The notion of a War against al Qaeda further potentially allows states space in which to seek to justify somewhat elastic practices of questionable legality or even clear illegality, some of which are most clearly illustrated by the use of lethal force against suspected terrorists. At present, those engaged in such practices often use this notion of a war against al Qaeda to justify military responses normally associated with an armed conflict paradigm, even when the existence of an armed conflict is highly questionable.
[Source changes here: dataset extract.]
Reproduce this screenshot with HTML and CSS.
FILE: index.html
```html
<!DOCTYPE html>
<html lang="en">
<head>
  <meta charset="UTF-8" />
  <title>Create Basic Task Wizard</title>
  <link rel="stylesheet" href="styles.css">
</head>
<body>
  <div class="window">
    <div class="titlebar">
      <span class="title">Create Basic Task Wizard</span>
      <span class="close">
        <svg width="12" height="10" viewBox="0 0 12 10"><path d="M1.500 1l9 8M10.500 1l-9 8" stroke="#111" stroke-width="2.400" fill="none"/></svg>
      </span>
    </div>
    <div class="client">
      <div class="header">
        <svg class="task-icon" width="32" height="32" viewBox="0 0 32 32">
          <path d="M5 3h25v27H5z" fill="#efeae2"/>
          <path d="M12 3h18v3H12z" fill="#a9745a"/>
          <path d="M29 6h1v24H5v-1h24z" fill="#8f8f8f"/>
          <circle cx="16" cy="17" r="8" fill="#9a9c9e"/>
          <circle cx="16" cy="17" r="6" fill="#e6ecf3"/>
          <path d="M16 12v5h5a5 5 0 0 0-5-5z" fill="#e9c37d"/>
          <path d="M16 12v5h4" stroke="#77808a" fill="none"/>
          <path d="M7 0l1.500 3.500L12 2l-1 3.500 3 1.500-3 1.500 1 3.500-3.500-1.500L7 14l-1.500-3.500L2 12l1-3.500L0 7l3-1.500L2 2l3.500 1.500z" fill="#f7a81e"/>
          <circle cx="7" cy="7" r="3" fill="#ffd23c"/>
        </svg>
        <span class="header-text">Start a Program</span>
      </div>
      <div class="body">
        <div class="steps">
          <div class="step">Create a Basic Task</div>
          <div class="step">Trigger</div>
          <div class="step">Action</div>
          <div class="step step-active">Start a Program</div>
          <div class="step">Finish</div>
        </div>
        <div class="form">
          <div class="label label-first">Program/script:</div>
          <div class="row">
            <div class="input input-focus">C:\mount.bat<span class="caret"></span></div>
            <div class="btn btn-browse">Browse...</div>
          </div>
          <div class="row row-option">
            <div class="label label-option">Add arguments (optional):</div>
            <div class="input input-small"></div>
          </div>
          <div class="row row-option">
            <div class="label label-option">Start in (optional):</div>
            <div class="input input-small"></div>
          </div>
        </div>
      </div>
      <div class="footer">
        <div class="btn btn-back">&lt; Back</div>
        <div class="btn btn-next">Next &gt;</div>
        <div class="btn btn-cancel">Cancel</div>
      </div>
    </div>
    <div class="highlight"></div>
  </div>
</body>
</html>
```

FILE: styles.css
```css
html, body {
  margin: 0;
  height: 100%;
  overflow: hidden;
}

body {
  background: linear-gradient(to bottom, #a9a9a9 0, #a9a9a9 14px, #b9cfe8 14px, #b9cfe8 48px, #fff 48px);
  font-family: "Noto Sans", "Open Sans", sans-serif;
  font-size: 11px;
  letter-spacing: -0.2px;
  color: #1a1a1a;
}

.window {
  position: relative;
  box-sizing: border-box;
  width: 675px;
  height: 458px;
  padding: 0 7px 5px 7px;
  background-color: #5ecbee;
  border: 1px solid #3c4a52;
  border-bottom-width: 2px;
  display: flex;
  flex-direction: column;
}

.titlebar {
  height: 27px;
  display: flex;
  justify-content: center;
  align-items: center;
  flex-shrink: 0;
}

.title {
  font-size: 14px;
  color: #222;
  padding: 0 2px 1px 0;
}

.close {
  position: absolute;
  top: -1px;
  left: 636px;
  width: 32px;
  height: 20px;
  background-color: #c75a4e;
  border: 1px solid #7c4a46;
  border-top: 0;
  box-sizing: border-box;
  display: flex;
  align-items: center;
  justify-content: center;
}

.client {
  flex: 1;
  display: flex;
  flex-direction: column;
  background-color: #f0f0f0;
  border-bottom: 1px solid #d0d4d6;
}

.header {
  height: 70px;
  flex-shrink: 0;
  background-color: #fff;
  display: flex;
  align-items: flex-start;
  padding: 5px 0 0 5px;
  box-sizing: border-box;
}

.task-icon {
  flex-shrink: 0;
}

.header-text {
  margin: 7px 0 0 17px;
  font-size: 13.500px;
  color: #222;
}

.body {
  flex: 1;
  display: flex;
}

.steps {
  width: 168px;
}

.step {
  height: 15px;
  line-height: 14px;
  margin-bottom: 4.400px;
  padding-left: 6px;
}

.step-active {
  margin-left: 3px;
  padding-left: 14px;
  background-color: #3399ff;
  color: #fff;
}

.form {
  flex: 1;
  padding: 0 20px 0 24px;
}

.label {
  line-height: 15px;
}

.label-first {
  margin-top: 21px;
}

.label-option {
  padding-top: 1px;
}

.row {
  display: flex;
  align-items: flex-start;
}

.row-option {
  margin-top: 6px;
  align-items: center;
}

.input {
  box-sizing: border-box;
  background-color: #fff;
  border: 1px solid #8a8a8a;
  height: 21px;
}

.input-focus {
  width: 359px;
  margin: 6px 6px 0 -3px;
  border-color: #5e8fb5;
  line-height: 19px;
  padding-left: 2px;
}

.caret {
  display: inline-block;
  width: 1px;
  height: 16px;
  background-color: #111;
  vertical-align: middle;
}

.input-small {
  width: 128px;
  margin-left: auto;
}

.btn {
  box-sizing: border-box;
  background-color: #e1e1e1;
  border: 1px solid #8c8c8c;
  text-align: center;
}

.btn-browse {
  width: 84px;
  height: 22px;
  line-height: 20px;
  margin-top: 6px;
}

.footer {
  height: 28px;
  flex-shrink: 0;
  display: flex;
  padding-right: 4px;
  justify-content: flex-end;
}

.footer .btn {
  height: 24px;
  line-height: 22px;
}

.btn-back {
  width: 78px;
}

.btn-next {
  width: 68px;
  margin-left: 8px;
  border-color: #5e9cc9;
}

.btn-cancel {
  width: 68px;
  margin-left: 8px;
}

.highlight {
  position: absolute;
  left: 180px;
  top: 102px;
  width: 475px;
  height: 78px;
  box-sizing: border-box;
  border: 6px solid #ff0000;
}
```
Significantly, for example, the current targeted killing programme along the Afghan/Pakistan border, which has probably killed in the region of several thousand people determined by those responsible for the programme to be suspected terrorists, would be completely unlawful in a peacetime/law enforcement context which inter alia prohibits the use of premeditated force against even suspected terrorists. Whilst a situation of, for example, non-international armed conflict is (probably) occurring in some parts of Afghanistan and Pakistan, great care must be taken to ensure that those military responses only permissible during a situation of armed conflict do not occur in parts of these or other countries which are not in a state of armed conflict. From an international rule of law perspective, it is completely unacceptable to try to justify the premeditated use of lethal force in the latter scenario under the guise of some loosely defined War against al Qaeda. Furthermore, where such killings are carried out by unmanned drones, the heavy armaments used are normally inconsistent with the lighter armaments associated with a law enforcement context. A final, more general, concern here is that the notion of some global, indeterminate War against al Qaeda can be used to prevent the close scrutiny of the individual facts and contexts in which some preventive responses occur – some of which may be lawful, and others unlawful.

As will be evident, much work remains to be done with respect to ensuring that the rule of law lies at the heart of national and multinational counter-terrorism responses, both in law and practice.